# Objective
Among the lines below, count those containing the word "this". Give the number only.

# Data segment
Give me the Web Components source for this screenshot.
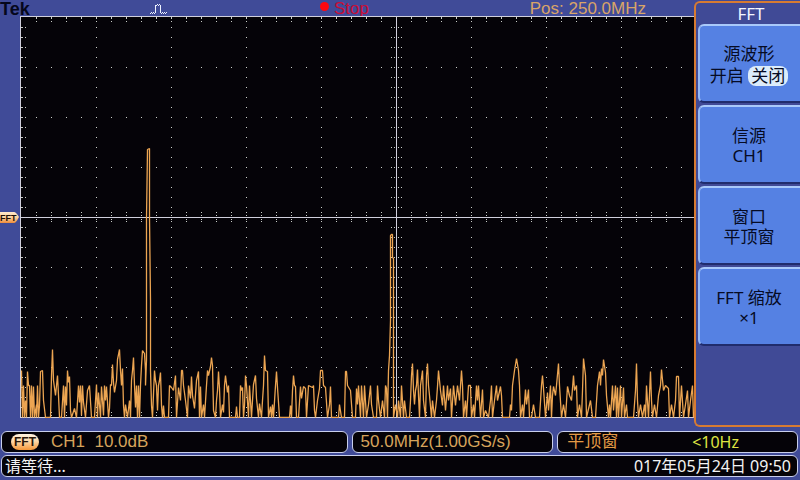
<!DOCTYPE html>
<html lang="zh-CN">
<head>
<meta charset="utf-8">
<title>FFT</title>
<style>
html, body { height: 100%; margin: 0; }
body { background: #404b98; }
</style>
</head>
<body>
<scope-screen></scope-screen>
<script>
const SANS = '"Liberation Sans", "Noto Sans CJK SC", sans-serif';
const NOTO = '"Noto Sans", "Noto Sans CJK SC", sans-serif';

function define(name, html, setup) {
  const template = document.createElement('template');
  template.innerHTML = html.trim();
  customElements.define(name, class extends HTMLElement {
    constructor() {
      super();
      this.attachShadow({ mode: 'open' }).append(template.content.cloneNode(true));
      if (setup) setup(this.shadowRoot);
    }
  });
}

define('scope-header', `
<style>
:host { display: grid; grid-template-columns: 150px 168px 1fr auto; align-items: center; height: 16px; padding-right: 48px; font: 17px/18px ${SANS}; white-space: nowrap; }
.brand { font-weight: bold; font-size: 18px; color: #05071c; line-height: 16px; }
.stop { display: flex; align-items: center; gap: 5px; color: #c90d36; }
.stop i { width: 9px; height: 9px; border-radius: 5px; background: #ff0810; margin: 0 0 5px 2px; }
.pos { color: #d8a468; }
svg { display: block; margin-top: 1px; }
</style>
<span class="brand">Tek</span>
<svg width="18" height="11" viewBox="0 0 18 11" aria-hidden="true" fill="none" stroke="#eef2ff" shape-rendering="crispEdges"><path d="M0 9.500H1M1 8.500H2M2 9.500H3M3 8.500H4M4 9.500H5M5.500 1V9M6 1.500H7M7 .500H8M8 1.500H9M9 .500H10M10.500 1V9M11 9.500H12M12 8.500H13M13 9.500H14M14 8.500H15M15 9.500H16M16 8.500H17"/></svg>
<span class="stop"><i></i><span>Stop</span></span>
<span class="pos">Pos: 250.0MHz</span>`);

const TRACE = `21,370 22,417 23,385 24,417 25,400 26,417 27,371 28,385 29,385 30,417 31,385 32,417 33,386 34,417 35,410 36,404 36,417 37,385 38,417 39,405 40,371 42,370 43,400 45,417 50,417 51,375 52,349 53,380 55,395 57,375 58,395 59,417 61,417 63,385 64,417 65,386 66,405 67,370 68,382 69,376 70,410 71,417 74,408 76,417 78,385 79,402 80,385 81,415 82,385 83,402 85,417 87,390 89,385 91,417 94,417 96,384 97,417 98,392 100,417 101,386 103,415 104,385 105,400 106,386 108,417 109,408 110,384 111,385 112,364 113,382 114,392 116,380 117,359 118,354 119,349 120,370 121,385 122,368 123,405 124,417 125,404 127,417 129,400 130,417 131,380 132,370 133,357 134,385 135,407 136,385 137,417 138,385 139,417 140,385 141,365 142,350 144,353 145,370 145,385 146,360 146,217 147,149 149,148 149,217 150,300 150,370 151,405 152,417 154,370 155,380 156,385 157,410 158,385 159,380 160,372 161,405 162,417 163,405 164,417 168,417 169,385 171,387 173,390 175,375 176,417 178,387 180,400 181,370 182,370 183,385 185,400 187,417 188,385 190,398 191,376 192,395 194,408 196,380 198,371 199,417 200,386 201,417 203,404 204,417 206,385 207,370 208,375 210,366 211,357 212,365 213,410 215,417 216,400 217,390 218,371 219,388 220,417 222,404 223,412 224,385 225,375 227,392 228,385 229,417 235,417 236,406 237,417 239,417 240,385 241,390 242,387 243,417 244,405 245,375 246,385 248,417 249,385 251,417 252,400 253,384 255,375 256,398 258,417 259,403 261,417 262,400 263,385 264,355 265,370 267,371 268,417 270,406 271,417 272,404 273,417 275,385 276,371 277,387 279,417 289,417 290,405 291,417 292,390 293,375 294,385 295,386 296,417 298,417 300,386 301,398 303,386 305,388 306,417 308,385 310,386 312,387 313,385 314,410 315,417 317,400 319,388 320,370 322,370 323,385 325,387 327,417 329,404 330,386 331,417 338,417 339,404 341,417 344,417 345,371 346,371 347,385 350,390 352,417 355,417 356,388 357,404 358,385 360,417 361,385 363,417 364,385 366,417 368,404 370,385 371,404 373,417 376,417 377,385 378,400 380,417 382,400 384,417 385,385 386,388 387,417 388,370 389,355 390,320 390,235 391,234 392,234 392,257 393,258 393,417 395,404 397,417 398,400 400,417 401,385 403,417 404,400 406,417 409,417 410,400 411,375 412,363 413,390 414,404 415,390 416,385 417,369 418,395 419,417 420,385 422,370 423,400 425,417 426,375 427,363 428,385 429,395 431,417 432,400 434,417 436,400 437,386 438,370 440,390 442,405 443,385 445,410 447,385 448,400 450,388 451,417 453,385 455,405 457,385 459,400 461,370 462,385 463,417 465,400 466,417 468,385 470,385 471,417 473,404 474,417 476,385 477,400 478,385 480,417 482,389 483,417 485,410 488,417 490,400 491,385 492,417 494,400 496,385 497,400 500,386 501,395 502,417 509,417 510,404 511,410 512,385 514,370 516,358 518,370 519,385 520,417 522,404 523,417 525,389 526,404 528,389 529,417 531,417 533,404 535,417 539,417 541,385 542,375 543,388 545,417 547,392 548,410 550,385 551,417 552,395 553,386 555,395 556,385 558,363 559,385 561,417 563,404 565,417 567,386 569,395 571,400 573,375 574,390 576,385 577,417 579,404 581,417 582,390 583,358 585,375 586,417 590,400 592,417 595,417 597,385 599,371 600,385 601,368 602,375 603,359 605,372 606,395 608,417 609,404 610,417 612,385 613,410 615,385 616,417 617,387 618,417 620,385 621,417 623,387 624,417 626,404 627,417 633,417 635,390 636,363 637,400 638,417 640,404 642,417 644,404 645,417 646,385 648,417 650,371 651,400 652,417 654,404 656,417 658,395 660,385 661,369 663,390 665,385 668,388 669,417 671,404 673,417 675,400 676,376 678,376 679,417 681,385 683,417 685,404 687,390 688,417 690,400 692,385 693,417`;

define('spectrum-plot', `
<style>
:host { display: block; min-width: 0; height: 402px; background: #050308; }
svg { display: block; width: 100%; height: 100%; }
</style>
<svg viewBox="20 16 674 402" preserveAspectRatio="none" role="img" aria-label="FFT">
<path class="dots" fill="#c9cdc8" shape-rendering="crispEdges"/>
<path fill="#d0cfdc" shape-rendering="crispEdges" d="M20 16H694V17H20ZM20 16H21V418H20ZM20 417H694V418H20ZM20 217H694V218H20ZM396 16H397V418H396Z"/>
<polyline fill="none" stroke="#eca552" stroke-width="1.300" stroke-linejoin="bevel" transform="translate(.5 .5)"/>
</svg>`, root => {
  let d = '';
  const dot = (x, y) => { d += `M${x} ${y}h1v1h-1z`; };
  for (let y = 27; y < 417; y += 10) {
    dot(21, y); dot(22, y); dot(25, y);
    for (let x = 96; x < 694; x += 75) dot(x, y);
    for (const x of [391, 394, 398, 401]) dot(x, y);
  }
  for (let x = 36; x < 694; x += 15) {
    for (let y = 67; y < 417; y += 50) dot(x, y);
    for (const y of [17, 18, 21, 212, 215, 219, 221, 412, 415]) dot(x, y);
  }
  root.querySelector('.dots').setAttribute('d', d);
  root.querySelector('polyline').setAttribute('points', TRACE);
});

define('channel-marker', `
<style>
:host { display: block; width: 20px; }
svg { display: block; }
text { font: bold 9px ${SANS}; fill: #201008; }
</style>
<svg width="20" height="12" viewBox="0 0 20 12">
<defs><linearGradient id="m" x2="0" y2="1"><stop offset="0" stop-color="#ffe9cc"/><stop offset=".5" stop-color="#ffd09a"/><stop offset="1" stop-color="#ee8b3a"/></linearGradient></defs>
<path d="M0 1H14Q16 1 19 6Q16 12 14 12H0Z" fill="url(#m)"/><text x="0" y="10">FFT</text></svg>`);

define('channel-badge', `
<style>
:host { display: block; width: 28px; height: 16px; border-radius: 8px; background: linear-gradient(#fff3e2, #ffd9a8 45%, #f59638); color: #2a1608; font: bold 12px/17px ${SANS}; text-align: center; white-space: nowrap; }
</style><slot></slot>`);

define('menu-item', `
<style>
:host { display: block; }
button { display: block; width: 100%; height: 79px; padding: 2px 2px 0 0; border: 0; border-top: 2px solid #a9c9fa; border-left: 2px solid #94b8f5; border-bottom: 2px solid #202c6c; border-radius: 6px 0 0 6px; background: #5581e3; color: #060b24; font: 17px/20px ${NOTO}; }
</style>
<button type="button"><slot></slot></button>`);

define('option-pill', `
<style>
:host { display: inline-block; margin-top: 2px; padding: 0 3px; border-radius: 8px; background: #dcecfa; line-height: 20px; }
</style><slot></slot>`);

define('side-menu', `
<style>
:host { display: flex; flex-direction: column; box-sizing: border-box; height: 426px; border: 2px solid #d77b32; border-right: 0; border-radius: 6px 0 0 6px; background: #404a96; padding-left: 2px; }
h1 { margin: 0; height: 21px; padding-left: 4px; text-align: center; font: 17px/22px ${NOTO}; color: #f4f6ff; }
nav { display: flex; flex-direction: column; gap: 2px; }
</style>
<h1>FFT</h1>
<nav>
<menu-item>源波形<br>开启 <option-pill>关闭</option-pill></menu-item>
<menu-item>信源<br>CH1</menu-item>
<menu-item>窗口<br>平顶窗</menu-item>
<menu-item>FFT 缩放<br>×1</menu-item>
</nav>`);

define('readout-box', `
<style>
:host { display: flex; align-items: center; box-sizing: border-box; min-width: 0; height: 22px; padding: 0 8px; border: 1px solid #c9cfec; border-radius: 6px; background: #050308; color: #d6a35c; font: 17px/20px ${SANS}; white-space: pre; }
</style><slot></slot>`);

define('status-area', `
<style>
:host { display: grid; gap: 2px; padding: 0 2px 0 1px; }
.row { display: grid; grid-template-columns: 347fr 202fr 241fr; gap: 4px; }
channel-badge { margin: 0 12px 0 1px; }
.hz { margin-left: auto; padding-right: 50px; font: 16px/20px ${NOTO}; color: #dfe342; }
.win { color: #e39a45; padding-left: 1px; }
.message { font: 16px/20px ${NOTO}; color: #f3f3f3; padding: 0 6px 0 3px; justify-content: space-between; }
</style>
<div class="row">
<readout-box><channel-badge>FFT</channel-badge><span>CH1  10.0dB</span></readout-box>
<readout-box>50.0MHz(1.00GS/s)</readout-box>
<readout-box><span class="win">平顶窗</span><span class="hz">&lt;10Hz</span></readout-box>
</div>
<readout-box class="message"><span>请等待...</span><time datetime="2017-05-24T09:50">017年05月24日 09:50</time></readout-box>`);

define('scope-screen', `
<style>
:host { display: flex; flex-direction: column; gap: 4px; min-height: 100%; background: #404b98; }
.top { display: grid; grid-template-columns: 1fr 106px; }
.view { display: grid; grid-template-columns: 20px 1fr; align-items: center; }
side-menu { margin-top: 1px; }
</style>
<div class="top">
<div><scope-header></scope-header><div class="view"><channel-marker></channel-marker><spectrum-plot></spectrum-plot></div></div>
<side-menu></side-menu>
</div>
<status-area></status-area>`);
</script>
</body>
</html>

# Task response
3